Performance of direct expansion photovoltaic-thermal evaporator assisted compression heat pump water heaters using a zeotropic mixture

The single-component refrigerant used in a direct expansion photovoltaic-thermal evaporator assisted compression heat pump water heater gets excess superheating, which results in uneven panel cooling and a loss in compressor volumetric efficiency. To tackle these issues, a binary zeotropic refrigerant mixture consisting of R290 and R600a (mass fraction of 0.6:0.4) with a temperature glide of 4–7 °C is proposed in this research. The performance parameters such as compressor volumetric efficiency, compressor power consumption, condenser heating capacity, photovoltaic power output, photovoltaic efficiency, coefficient of performance and solar energy absorption coefficient were predicted under the influence of solar irradiation, ambient wind speed, ambient temperature and ambient relative humidity. The results showed that the DXPV-TE using R290/R600a mixture has 3.8–10.3 % improved electrical power output than R134a by improving thermal uniformity of the panel.
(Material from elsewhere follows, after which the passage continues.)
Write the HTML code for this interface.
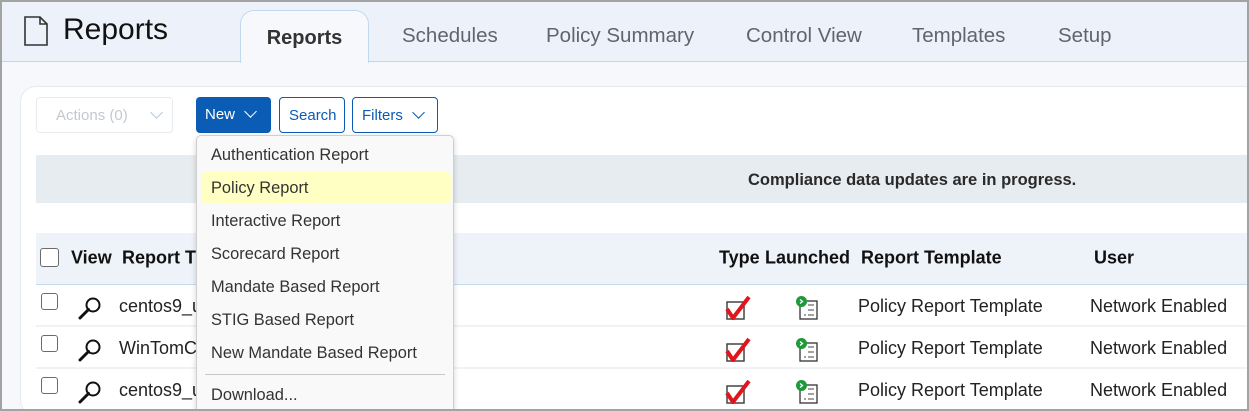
<!DOCTYPE html>
<html style="width:1249px;height:411px;overflow:hidden"><head><style>
*{box-sizing:border-box;margin:0;padding:0}
body{width:1249px;height:411px;overflow:hidden;font-family:"Liberation Sans",Arial,sans-serif;background:#f6f8fc;position:relative}
.frame{position:absolute;left:0;top:0;width:1249px;height:411px;border:2px solid #a3a3a3;z-index:50;pointer-events:none}
.hdr{position:absolute;left:0;top:0;width:1249px;height:62px;background:#edf2fa;border-bottom:1px solid #bcd6ef}
.title{position:absolute;left:63px;top:13px;font-size:30px;color:#111}
.tab{position:absolute;top:36px;transform:translateY(-50%);font-size:20.5px;color:#5d6670}
.atab{position:absolute;left:240px;top:10px;width:129px;height:53px;background:#f6f8fc;border:1px solid #c2d8ee;border-bottom:none;border-radius:14px 14px 0 0;font-size:20px;font-weight:bold;color:#333;text-align:center;line-height:54px}
.card{position:absolute;left:20px;top:86px;width:1240px;height:330px;background:#fff;border:1px solid #e6e9ef;border-radius:16px}
.btn{position:absolute;top:97px;height:36px;border-radius:4px;font-size:15px;line-height:36px;padding-left:9px}
.chev{display:inline-block;width:9px;height:9px;border-right:1.5px solid currentColor;border-bottom:1.5px solid currentColor;transform:rotate(45deg);position:relative;top:-3px}
.banner{position:absolute;left:36px;top:155px;width:1213px;height:48px;background:#e7ecf0;font-size:16.5px;font-weight:bold;color:#2a2a2a;line-height:50px;padding-left:712px}
.thead{position:absolute;left:36px;top:233px;width:1213px;height:52px;background:#eef3fa;border-bottom:1px solid #c6dbf0}
.th{position:absolute;top:258px;transform:translateY(-50%);font-size:18px;font-weight:bold;color:#111}
.row{position:absolute;left:36px;width:1213px;height:42px;border-bottom:2px solid #f1f2f4}
.td{position:absolute;font-size:18px;color:#222}
.cb{position:absolute;width:17px;height:17px;border:1.5px solid #6b6b6b;border-radius:3px;background:#fff}
.menu{position:absolute;left:196px;top:135px;width:258px;height:290px;background:#f9f9f9;border:1px solid #cfcfcf;border-radius:5px;box-shadow:0 2px 6px rgba(0,0,0,.18);z-index:10}
.mi{position:absolute;left:14px;font-size:16.4px;color:#333}
</style></head><body>
<div class="hdr"></div>
<svg style="position:absolute;left:24px;top:16px" width="24" height="30" viewBox="0 0 24 30"><path d="M1 1H16L23 8V29H1Z M16 1V8H23" fill="none" stroke="#333" stroke-width="1.6"/></svg>
<div class="title">Reports</div>
<div class="atab">Reports</div>
<div class="tab" style="left:402px">Schedules</div>
<div class="tab" style="left:546px">Policy Summary</div>
<div class="tab" style="left:746px">Control View</div>
<div class="tab" style="left:912px">Templates</div>
<div class="tab" style="left:1058px">Setup</div>

<div class="card"></div>
<div class="btn" style="left:36px;width:137px;border:1px solid #e8ecf0;color:#c3c8cf;padding-left:19px">Actions (0)<span class="chev" style="margin-left:24px;color:#b6c8dc"></span></div>
<div class="btn" style="left:196px;width:75px;background:#0b5cb5;color:#fff">New<span class="chev" style="margin-left:11px"></span></div>
<div class="btn" style="left:279px;width:66px;border:1px solid #0b5cb5;color:#0b5cb5">Search</div>
<div class="btn" style="left:352px;width:86px;border:1px solid #0b5cb5;color:#0b5cb5">Filters<span class="chev" style="margin-left:11px"></span></div>

<div class="banner">Compliance data updates are in progress.</div>
<div class="thead"></div>
<div class="cb" style="left:40px;top:248px;width:19px;height:19px"></div>
<div class="th" style="left:71px">View</div>
<div class="th" style="left:122px">Report T</div>
<div class="th" style="left:719px">Type</div>
<div class="th" style="left:765px">Launched</div>
<div class="th" style="left:861px">Report Template</div>
<div class="th" style="left:1094px">User</div>

<div class="row" style="top:285px"></div>
<div class="row" style="top:327px"></div>
<div class="row" style="top:369px;border:none"></div>

<div class="cb" style="left:41px;top:293px"></div>
<div class="cb" style="left:41px;top:335px"></div>
<div class="cb" style="left:41px;top:377px"></div>
<svg style="position:absolute;left:78px;top:295px" width="26" height="26" viewBox="0 0 26 26"><circle cx="15" cy="10" r="6.5" fill="none" stroke="#111" stroke-width="2"/><path d="M10.5 14.5L2 23" stroke="#111" stroke-width="3" stroke-linecap="round"/></svg>
<svg style="position:absolute;left:78px;top:337px" width="26" height="26" viewBox="0 0 26 26"><circle cx="15" cy="10" r="6.5" fill="none" stroke="#111" stroke-width="2"/><path d="M10.5 14.5L2 23" stroke="#111" stroke-width="3" stroke-linecap="round"/></svg>
<svg style="position:absolute;left:78px;top:379px" width="26" height="26" viewBox="0 0 26 26"><circle cx="15" cy="10" r="6.5" fill="none" stroke="#111" stroke-width="2"/><path d="M10.5 14.5L2 23" stroke="#111" stroke-width="3" stroke-linecap="round"/></svg>
<div class="td" style="left:119px;top:296px">centos9_u</div>
<div class="td" style="left:119px;top:338px">WinTomC</div>
<div class="td" style="left:119px;top:380px">centos9_u</div>

<svg style="position:absolute;left:725px;top:296px" width="26" height="24" viewBox="0 0 26 24"><rect x="2" y="6" width="17" height="17" fill="#fff" stroke="#444" stroke-width="1.5"/><path d="M2 13L8 22L24 1" fill="none" stroke="#e0161c" stroke-width="4"/></svg>
<svg style="position:absolute;left:725px;top:338px" width="26" height="24" viewBox="0 0 26 24"><rect x="2" y="6" width="17" height="17" fill="#fff" stroke="#444" stroke-width="1.5"/><path d="M2 13L8 22L24 1" fill="none" stroke="#e0161c" stroke-width="4"/></svg>
<svg style="position:absolute;left:725px;top:380px" width="26" height="24" viewBox="0 0 26 24"><rect x="2" y="6" width="17" height="17" fill="#fff" stroke="#444" stroke-width="1.5"/><path d="M2 13L8 22L24 1" fill="none" stroke="#e0161c" stroke-width="4"/></svg>

<svg style="position:absolute;left:795px;top:295px" width="24" height="26" viewBox="0 0 24 26"><rect x="5" y="6" width="17" height="18" fill="#fff" stroke="#333" stroke-width="1.3"/><path d="M9 20H11M13 20H19M13 15H19M13 10H19" stroke="#444"/><circle cx="6.5" cy="6.5" r="5.5" fill="#1f9a3a"/><path d="M5 4.5L7.5 6.5L5 8.5" stroke="#fff" fill="none" stroke-width="1.3"/></svg>
<svg style="position:absolute;left:795px;top:337px" width="24" height="26" viewBox="0 0 24 26"><rect x="5" y="6" width="17" height="18" fill="#fff" stroke="#333" stroke-width="1.3"/><path d="M9 20H11M13 20H19M13 15H19M13 10H19" stroke="#444"/><circle cx="6.5" cy="6.5" r="5.5" fill="#1f9a3a"/><path d="M5 4.5L7.5 6.5L5 8.5" stroke="#fff" fill="none" stroke-width="1.3"/></svg>
<svg style="position:absolute;left:795px;top:379px" width="24" height="26" viewBox="0 0 24 26"><rect x="5" y="6" width="17" height="18" fill="#fff" stroke="#333" stroke-width="1.3"/><path d="M9 20H11M13 20H19M13 15H19M13 10H19" stroke="#444"/><circle cx="6.5" cy="6.5" r="5.5" fill="#1f9a3a"/><path d="M5 4.5L7.5 6.5L5 8.5" stroke="#fff" fill="none" stroke-width="1.3"/></svg>

<div class="td" style="left:858px;top:296px">Policy Report Template</div>
<div class="td" style="left:858px;top:338px">Policy Report Template</div>
<div class="td" style="left:858px;top:380px">Policy Report Template</div>
<div class="td" style="left:1090px;top:296px">Network Enabled</div>
<div class="td" style="left:1090px;top:338px">Network Enabled</div>
<div class="td" style="left:1090px;top:380px">Network Enabled</div>

<div class="menu">
<div style="position:absolute;left:4px;top:36px;width:250px;height:32px;background:#ffffc4;border-radius:5px"></div>
<div class="mi" style="top:10px">Authentication Report</div>
<div class="mi" style="top:43px">Policy Report</div>
<div class="mi" style="top:76px">Interactive Report</div>
<div class="mi" style="top:109px">Scorecard Report</div>
<div class="mi" style="top:142px">Mandate Based Report</div>
<div class="mi" style="top:175px">STIG Based Report</div>
<div class="mi" style="top:208px">New Mandate Based Report</div>
<div style="position:absolute;left:8px;top:238px;width:240px;height:1px;background:#c8c8c8"></div>
<div class="mi" style="top:250px">Download...</div>
</div>
<div class="frame"></div>
</body></html>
The R290/R600a mixture has 1.1–2.5 % lower compressor power consumption with 0.6–1.9 % higher relative compressor volumetric efficiency than R134a. Moreover, the R290/R600a mixture has a 3.5–7.9 % higher coefficient of performance than R134a because of 4.2–5.7 % higher condenser heating capacity. The proposed system using R290/R600a mixture has 88.34 % lower environmental impact than electrical resistance water heaters. The payback duration was estimated as 1.221 years compared to electrical-resistance water heaters.